Strategic Signaling Near the Belarusian Border
Conducting HIMARS training near Belarus carries unavoidable strategic symbolism, but its primary value lies in substance rather than messaging. The exercise reinforces that NATO’s deterrence posture is grounded in capability, not rhetoric. Precision rocket artillery systems capable of rapid deployment and long-range engagement fundamentally alter the cost-benefit calculus for any potential aggressor.
For the United States, the deployment underscores its role as an enabler of allied capability development, not merely a provider of security guarantees. By embedding U.S. artillery units within partner training cycles, Washington reinforces a model of shared responsibility where frontline allies are empowered to defend themselves while contributing to collective defense.
For Lithuania, the benefits extend beyond the technical. Repeated joint training builds institutional familiarity, trust, and confidence that cannot be generated through occasional exercises. It signals to domestic audiences and allies alike that the country is investing seriously in its defense and integrating deeply into NATO’s operational fabric.

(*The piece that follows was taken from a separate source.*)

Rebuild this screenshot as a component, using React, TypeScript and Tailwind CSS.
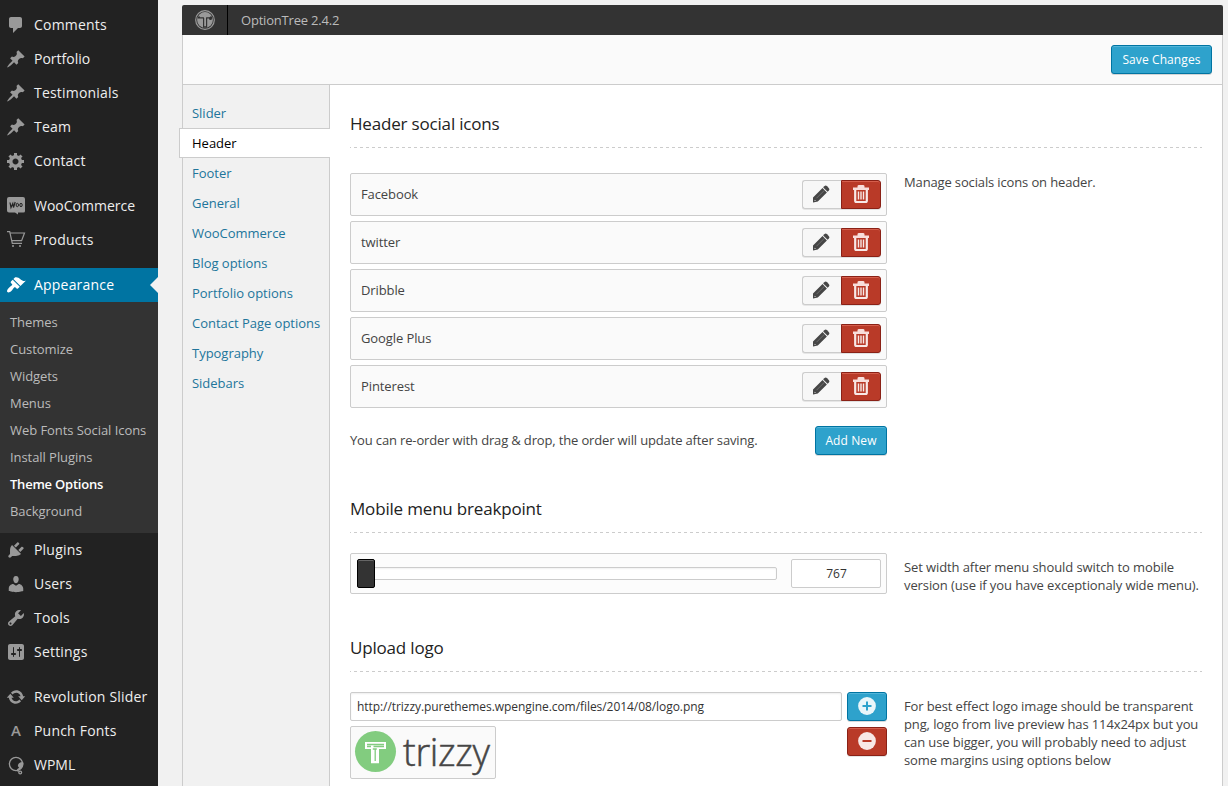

Building Deterrence Through Practical Cooperation
The HIMARS rocket artillery training conducted by U.S. and Lithuanian forces at Pabradė illustrates how modern deterrence is constructed incrementally through repeated, realistic, and technically focused cooperation. By emphasizing interoperability at the crew level, aligning procedures, and rehearsing the unglamorous but decisive details of launcher operations, NATO is ensuring that long-range precision fires are not an abstract capability but a ready and credible tool.
As Lithuania moves closer to fielding its own HIMARS systems, such exercises reduce the gap between acquisition and operational effectiveness. More broadly, they contribute to a NATO posture in which speed, precision, and integration define defense along the Alliance’s most exposed borders. In an era of persistent tension and rapid escalation risks, that readiness may prove as important as the missiles themselves.